Last updated: 18/10/2021
The latest energy suppliers to go bust in October are GoTo Energy, Daligas, Pure Planet and Colorado Energy.
The UK domestic energy market is in turmoil right now as energy suppliers are going bust on the back of soaring wholesale gas and electricity prices whilst their energy regulator - Ofgem, prevents them from passing on these rises to consumers through their 'Energy Price Cap' which came in to effect back in 2019. Since then, whilst Ofgem worked to drive competition in the market by removing barriers to entry, we have seen more than 30 supplies go bust impacting thousands of customers at a time. As this is now expected to become more frequent whilst Ofgem offers no help to support these struggling energy suppliers, it's important to educate yourself on what to do if your energy supplier does go under.
If this does happen to your energy supplier, and right now most of the UK domestic energy market is at risk, there is a process in place to ensure your energy supply is not disrupted and you're able to continue cooking, heating your home, and using hot water. That process is called the "Supplier of Last Result" (also known as SoLR - pronounced "So-lar"). This mechanism, operated by Ofgem, ensures that consumers supply of gas and electricity is maintained, that their credit balances are repaid and that the customer is switched to a new energy supplier as soon as possible.
Ofgem, the Office of Gas and Electricity Markets, is an independent regulatory authority, ensuring that energy is made available to consumers at the lowest possible cost and that consumers are treated fairly by suppliers - including protecting vulnerable individuals. Although they work with the government, they are not part of the government, which means any advice that's given, is purely in the interests of the consumer (so they say!).
Ofgem is also there to ensure your energy supply isn't interrupted if your supplier goes under. They do this by choosing a new supplier for you as an interim solution. Usually your existing tariff won't continue and you'll begin to pay the new tariff specified by the Ofgem chosen supplier. Depending on the supplier you're allocated, they may honour your previous tariff but in the current market this is highly unlikely and you are most likely to be assigned a "deemed contract".
This is likely to be at the same level of the energy suppliers "Standard Variable" tariff. Historically, and until this current fiasco, these tariffs were notoriously the most expensive on the market and it was an Ofgem view that here is where energy suppliers were "profiteering" on the most vulnerable. Well, the tide has certainly turned on that. Now, these tariffs are +£300 cheaper (yes! CHEAPER!) than anything else on the market. Add to that, these tariffs, under the 'Energy Price Cap' are essentially 6-month "fixed" tariffs as they can only be changed twice a year - on the 1st April and again on the 1st October.

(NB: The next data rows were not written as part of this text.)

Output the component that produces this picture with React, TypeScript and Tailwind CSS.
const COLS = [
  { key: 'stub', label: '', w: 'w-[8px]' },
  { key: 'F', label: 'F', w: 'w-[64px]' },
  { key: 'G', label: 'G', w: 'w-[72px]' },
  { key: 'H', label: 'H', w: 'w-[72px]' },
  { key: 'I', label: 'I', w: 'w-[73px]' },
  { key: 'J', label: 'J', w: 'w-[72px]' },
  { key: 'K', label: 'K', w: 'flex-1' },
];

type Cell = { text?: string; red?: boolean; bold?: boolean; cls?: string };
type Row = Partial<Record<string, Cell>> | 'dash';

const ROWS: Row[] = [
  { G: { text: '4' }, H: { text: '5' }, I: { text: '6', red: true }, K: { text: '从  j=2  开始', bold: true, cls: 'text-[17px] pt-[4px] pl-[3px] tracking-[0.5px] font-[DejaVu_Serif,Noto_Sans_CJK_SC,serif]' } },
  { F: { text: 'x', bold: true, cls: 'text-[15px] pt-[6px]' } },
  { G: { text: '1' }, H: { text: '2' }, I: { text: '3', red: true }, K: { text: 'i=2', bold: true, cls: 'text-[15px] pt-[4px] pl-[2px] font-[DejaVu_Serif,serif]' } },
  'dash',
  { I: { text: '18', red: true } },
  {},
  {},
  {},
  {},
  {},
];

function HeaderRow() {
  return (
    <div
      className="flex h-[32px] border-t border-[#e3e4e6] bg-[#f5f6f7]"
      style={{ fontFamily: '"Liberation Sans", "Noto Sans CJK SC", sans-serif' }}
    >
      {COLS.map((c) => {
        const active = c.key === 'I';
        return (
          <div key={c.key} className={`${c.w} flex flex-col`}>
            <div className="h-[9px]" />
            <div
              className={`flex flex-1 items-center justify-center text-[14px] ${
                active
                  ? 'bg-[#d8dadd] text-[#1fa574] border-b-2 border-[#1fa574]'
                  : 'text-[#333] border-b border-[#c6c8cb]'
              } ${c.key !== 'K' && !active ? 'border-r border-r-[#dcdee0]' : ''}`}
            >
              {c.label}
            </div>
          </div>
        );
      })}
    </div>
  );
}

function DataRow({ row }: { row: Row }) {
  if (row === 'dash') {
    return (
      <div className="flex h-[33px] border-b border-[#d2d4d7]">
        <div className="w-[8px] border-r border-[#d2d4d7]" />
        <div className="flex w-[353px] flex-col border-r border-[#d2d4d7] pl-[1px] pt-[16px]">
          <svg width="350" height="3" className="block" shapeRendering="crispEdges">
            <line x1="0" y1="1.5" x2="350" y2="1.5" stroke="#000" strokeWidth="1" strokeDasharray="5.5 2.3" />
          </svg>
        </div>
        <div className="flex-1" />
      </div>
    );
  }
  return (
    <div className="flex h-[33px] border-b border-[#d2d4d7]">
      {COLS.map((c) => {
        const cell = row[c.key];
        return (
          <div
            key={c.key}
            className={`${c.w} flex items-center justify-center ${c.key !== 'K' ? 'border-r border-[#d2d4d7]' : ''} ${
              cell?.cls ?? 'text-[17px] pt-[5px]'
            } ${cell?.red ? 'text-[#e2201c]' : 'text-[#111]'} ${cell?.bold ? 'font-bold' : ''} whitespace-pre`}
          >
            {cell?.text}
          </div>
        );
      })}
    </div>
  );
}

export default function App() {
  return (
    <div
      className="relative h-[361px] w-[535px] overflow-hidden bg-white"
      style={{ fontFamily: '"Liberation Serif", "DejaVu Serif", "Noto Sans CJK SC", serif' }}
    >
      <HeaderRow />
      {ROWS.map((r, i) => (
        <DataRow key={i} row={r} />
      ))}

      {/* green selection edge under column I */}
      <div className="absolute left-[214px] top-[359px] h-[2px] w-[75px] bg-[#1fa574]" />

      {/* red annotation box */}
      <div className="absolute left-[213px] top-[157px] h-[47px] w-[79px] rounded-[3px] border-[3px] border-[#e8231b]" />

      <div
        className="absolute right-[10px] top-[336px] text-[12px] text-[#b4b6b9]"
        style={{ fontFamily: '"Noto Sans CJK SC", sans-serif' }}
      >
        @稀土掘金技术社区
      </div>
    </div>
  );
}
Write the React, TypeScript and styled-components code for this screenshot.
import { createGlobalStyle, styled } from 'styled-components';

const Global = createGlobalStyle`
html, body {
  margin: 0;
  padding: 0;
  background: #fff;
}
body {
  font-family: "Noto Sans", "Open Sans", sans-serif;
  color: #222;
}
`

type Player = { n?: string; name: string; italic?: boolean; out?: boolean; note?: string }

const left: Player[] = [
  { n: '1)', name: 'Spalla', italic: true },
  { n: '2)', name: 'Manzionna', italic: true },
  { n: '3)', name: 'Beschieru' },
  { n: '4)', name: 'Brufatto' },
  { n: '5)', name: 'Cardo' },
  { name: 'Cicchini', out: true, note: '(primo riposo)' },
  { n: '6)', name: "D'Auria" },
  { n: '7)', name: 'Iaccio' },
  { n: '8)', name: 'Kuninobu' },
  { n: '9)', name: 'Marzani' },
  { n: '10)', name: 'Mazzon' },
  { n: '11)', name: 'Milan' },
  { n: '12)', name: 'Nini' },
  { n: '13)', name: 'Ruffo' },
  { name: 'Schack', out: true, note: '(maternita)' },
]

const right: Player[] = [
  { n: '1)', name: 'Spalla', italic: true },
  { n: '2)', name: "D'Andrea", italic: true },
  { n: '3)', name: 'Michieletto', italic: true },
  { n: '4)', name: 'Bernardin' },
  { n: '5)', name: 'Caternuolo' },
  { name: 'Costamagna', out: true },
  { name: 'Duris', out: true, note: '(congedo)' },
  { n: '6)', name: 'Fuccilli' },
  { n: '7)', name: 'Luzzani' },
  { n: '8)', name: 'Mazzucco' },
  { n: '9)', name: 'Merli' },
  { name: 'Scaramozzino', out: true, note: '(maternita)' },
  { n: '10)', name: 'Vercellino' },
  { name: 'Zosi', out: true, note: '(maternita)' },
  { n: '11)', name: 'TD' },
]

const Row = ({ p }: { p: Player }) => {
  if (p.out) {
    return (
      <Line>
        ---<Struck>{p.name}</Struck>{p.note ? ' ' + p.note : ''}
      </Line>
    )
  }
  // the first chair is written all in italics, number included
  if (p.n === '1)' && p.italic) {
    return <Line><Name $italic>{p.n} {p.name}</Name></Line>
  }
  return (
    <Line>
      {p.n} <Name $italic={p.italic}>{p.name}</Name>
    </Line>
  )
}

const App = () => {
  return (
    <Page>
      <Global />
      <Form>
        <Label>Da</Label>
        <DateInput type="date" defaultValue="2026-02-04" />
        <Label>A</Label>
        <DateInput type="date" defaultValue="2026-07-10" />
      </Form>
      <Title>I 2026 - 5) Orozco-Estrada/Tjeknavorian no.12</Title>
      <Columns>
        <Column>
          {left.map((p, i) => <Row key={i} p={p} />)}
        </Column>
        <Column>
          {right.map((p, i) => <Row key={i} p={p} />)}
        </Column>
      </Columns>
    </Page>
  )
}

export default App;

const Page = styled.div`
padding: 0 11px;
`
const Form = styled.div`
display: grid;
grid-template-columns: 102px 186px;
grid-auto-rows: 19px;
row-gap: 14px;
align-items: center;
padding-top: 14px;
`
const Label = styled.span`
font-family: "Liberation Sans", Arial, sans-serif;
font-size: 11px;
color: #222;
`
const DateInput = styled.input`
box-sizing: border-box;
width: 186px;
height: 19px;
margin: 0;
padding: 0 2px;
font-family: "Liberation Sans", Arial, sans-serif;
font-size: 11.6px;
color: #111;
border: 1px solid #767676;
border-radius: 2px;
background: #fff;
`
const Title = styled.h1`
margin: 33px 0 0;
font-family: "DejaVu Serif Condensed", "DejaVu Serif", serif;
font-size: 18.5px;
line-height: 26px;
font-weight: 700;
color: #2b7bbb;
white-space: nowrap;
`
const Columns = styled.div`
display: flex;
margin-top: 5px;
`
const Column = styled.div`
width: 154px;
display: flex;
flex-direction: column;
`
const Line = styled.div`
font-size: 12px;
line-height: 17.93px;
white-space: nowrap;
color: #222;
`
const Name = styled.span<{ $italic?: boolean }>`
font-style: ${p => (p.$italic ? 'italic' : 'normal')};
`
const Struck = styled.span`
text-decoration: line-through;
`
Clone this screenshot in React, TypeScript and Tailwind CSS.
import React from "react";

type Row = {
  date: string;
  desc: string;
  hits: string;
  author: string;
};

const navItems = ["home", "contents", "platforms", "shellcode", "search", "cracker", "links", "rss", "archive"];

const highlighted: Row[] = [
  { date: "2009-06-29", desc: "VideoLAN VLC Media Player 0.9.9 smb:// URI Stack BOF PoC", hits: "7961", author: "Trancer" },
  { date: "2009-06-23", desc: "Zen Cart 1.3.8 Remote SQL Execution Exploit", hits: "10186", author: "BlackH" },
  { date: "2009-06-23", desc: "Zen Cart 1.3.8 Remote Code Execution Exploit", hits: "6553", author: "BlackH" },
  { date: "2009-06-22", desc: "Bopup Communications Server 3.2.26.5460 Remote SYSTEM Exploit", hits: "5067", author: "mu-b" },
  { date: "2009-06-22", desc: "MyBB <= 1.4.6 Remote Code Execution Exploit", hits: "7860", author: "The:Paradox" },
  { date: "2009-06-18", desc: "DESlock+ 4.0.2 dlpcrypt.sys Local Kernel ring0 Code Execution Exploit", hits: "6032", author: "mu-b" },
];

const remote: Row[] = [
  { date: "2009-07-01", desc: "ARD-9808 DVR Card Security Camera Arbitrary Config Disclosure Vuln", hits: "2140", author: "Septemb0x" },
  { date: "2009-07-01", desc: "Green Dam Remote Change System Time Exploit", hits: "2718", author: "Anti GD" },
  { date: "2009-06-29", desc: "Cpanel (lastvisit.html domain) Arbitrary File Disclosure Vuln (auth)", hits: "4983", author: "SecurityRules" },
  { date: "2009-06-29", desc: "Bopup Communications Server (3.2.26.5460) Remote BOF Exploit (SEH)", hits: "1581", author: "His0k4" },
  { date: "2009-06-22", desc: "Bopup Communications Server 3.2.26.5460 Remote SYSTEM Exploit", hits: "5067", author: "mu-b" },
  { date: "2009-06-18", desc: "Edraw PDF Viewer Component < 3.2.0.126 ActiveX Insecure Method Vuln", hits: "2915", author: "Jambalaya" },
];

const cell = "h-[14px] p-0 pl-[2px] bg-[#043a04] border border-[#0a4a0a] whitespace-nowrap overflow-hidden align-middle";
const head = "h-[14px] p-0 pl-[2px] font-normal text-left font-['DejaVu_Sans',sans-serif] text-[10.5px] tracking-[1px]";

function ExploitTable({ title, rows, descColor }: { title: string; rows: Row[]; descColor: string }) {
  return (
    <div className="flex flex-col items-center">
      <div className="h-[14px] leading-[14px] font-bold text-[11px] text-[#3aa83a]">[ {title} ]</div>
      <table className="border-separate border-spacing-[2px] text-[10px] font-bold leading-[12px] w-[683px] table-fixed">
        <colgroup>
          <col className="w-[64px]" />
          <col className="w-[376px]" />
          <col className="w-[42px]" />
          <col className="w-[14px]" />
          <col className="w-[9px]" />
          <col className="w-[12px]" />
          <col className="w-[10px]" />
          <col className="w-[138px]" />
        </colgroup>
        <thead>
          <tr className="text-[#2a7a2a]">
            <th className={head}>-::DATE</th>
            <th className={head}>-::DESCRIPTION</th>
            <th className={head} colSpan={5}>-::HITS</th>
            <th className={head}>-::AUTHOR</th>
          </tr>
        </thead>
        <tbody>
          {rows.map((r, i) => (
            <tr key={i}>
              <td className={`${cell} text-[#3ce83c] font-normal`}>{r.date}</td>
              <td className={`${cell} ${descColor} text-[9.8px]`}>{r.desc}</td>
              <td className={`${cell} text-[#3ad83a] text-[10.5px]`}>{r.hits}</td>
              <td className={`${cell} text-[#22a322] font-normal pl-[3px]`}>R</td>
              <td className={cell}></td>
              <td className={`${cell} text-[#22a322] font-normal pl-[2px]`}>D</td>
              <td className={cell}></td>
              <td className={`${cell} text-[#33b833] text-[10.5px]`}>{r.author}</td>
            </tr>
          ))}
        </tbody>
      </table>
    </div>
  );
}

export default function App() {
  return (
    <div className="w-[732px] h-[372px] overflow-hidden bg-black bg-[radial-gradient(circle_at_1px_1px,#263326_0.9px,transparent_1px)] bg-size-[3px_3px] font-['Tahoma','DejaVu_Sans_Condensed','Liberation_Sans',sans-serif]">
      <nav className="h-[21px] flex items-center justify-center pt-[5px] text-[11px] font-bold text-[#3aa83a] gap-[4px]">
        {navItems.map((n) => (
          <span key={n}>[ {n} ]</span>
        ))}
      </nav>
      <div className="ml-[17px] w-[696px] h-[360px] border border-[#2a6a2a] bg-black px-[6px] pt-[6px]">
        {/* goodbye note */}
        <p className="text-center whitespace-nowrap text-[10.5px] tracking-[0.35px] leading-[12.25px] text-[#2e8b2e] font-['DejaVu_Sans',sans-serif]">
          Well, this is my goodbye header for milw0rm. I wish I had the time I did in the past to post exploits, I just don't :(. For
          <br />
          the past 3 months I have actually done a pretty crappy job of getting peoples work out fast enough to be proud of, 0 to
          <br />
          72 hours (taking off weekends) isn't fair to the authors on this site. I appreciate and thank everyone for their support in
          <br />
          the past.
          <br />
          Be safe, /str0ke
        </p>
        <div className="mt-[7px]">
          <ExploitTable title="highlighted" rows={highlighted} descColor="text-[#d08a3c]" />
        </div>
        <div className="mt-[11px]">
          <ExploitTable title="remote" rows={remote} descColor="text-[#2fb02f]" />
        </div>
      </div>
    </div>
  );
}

No. Ofgem will be aware of your energy company going out of business, so will move you to a new supplier as soon as possible, but within that time period, your power won't be cut off. You should take a meter reading as soon as possible, once you're aware your energy supplier will no longer be trading, and also ensure you capture a view as to the balance on your energy account i.e. are you in credit or debt and by how much NOTE: This is vital right now as suppliers going bust are shutting down websites and apps so ensure you do this NOW before anything happens and may be problematic further down the line. This arms you with the right information, if requested from your new supplier.

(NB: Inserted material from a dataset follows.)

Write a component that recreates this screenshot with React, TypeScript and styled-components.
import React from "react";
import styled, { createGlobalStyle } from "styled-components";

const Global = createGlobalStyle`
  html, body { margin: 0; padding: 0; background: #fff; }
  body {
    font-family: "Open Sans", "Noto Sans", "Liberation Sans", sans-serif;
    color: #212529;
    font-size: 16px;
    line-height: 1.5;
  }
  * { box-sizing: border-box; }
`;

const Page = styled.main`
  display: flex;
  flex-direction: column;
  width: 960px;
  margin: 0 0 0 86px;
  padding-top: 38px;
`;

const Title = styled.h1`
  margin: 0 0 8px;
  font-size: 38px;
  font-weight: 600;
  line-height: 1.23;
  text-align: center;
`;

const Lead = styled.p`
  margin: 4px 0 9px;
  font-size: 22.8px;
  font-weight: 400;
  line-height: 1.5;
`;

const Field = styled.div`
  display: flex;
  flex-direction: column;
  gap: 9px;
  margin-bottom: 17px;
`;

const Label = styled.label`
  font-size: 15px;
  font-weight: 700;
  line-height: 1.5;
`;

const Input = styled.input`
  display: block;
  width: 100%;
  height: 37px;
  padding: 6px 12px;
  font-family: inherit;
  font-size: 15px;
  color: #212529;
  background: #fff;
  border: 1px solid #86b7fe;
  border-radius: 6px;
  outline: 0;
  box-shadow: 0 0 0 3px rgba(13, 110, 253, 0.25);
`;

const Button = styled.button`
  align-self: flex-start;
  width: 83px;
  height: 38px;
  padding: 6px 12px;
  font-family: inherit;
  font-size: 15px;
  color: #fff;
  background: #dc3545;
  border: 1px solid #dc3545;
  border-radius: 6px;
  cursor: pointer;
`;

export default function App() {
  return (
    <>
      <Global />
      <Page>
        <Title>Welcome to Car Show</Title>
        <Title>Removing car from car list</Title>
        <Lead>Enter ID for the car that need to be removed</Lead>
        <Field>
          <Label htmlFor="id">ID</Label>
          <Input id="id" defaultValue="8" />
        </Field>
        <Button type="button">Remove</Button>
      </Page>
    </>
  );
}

In most circumstances, it will only take a few days for a new supplier to be appointed, but you need to ensure you wait until this has happened, instead of trying to find a new supplier yourself. If you're unhappy with the new supplier's tariff, once the switch has taken place, you're free to switch energy supplier to one who is more competitively priced or who you prefer to be with. There isn't much choice out there right now and, as we say, "Standard Variable" tariffs are the best option right now at the time of writing.
Don't worry if you have a smart meter either - although your new supplier may not be able to use the smart meter you were provided with, they will still take regular meter readings to ensure your energy usage is being measured accurately. Once you're settled in with your new supplier, or you choose to switch to another one, your smart meter will work again in the future.
If you're on a prepayment meter, any credit you have already for your energy supply will be protected by Ofgem and can transfer with you to the new supplier. Your new supplier will then provide you with the details on how to add more credit to your meter, if necessary.
You don't need to worry about this - simply leave everything to Ofgem, that's what they're there for. If you have any outstanding credit or debt, this will be sorted through the new supplier that Ofgem allocates to you.
If you do have credit, this will transfer to your new supplier and you'll be paid back what you're owed. If you owe money, again, this will come with you to your new supplier and a payment plan can be discussed in order to reduce this debt. However, some suppliers may not arrange to take on your previous supplier's debt, which means you may still have to pay this back to your old supplier. If this situation occurs, everything will be explained to you by your new supplier.
If you've already cancelled your direct debits, fear not. Your newly appointed Ofgem supplier will contact you directly and get you set up on their accounts system, so you don't have a break in your energy supply.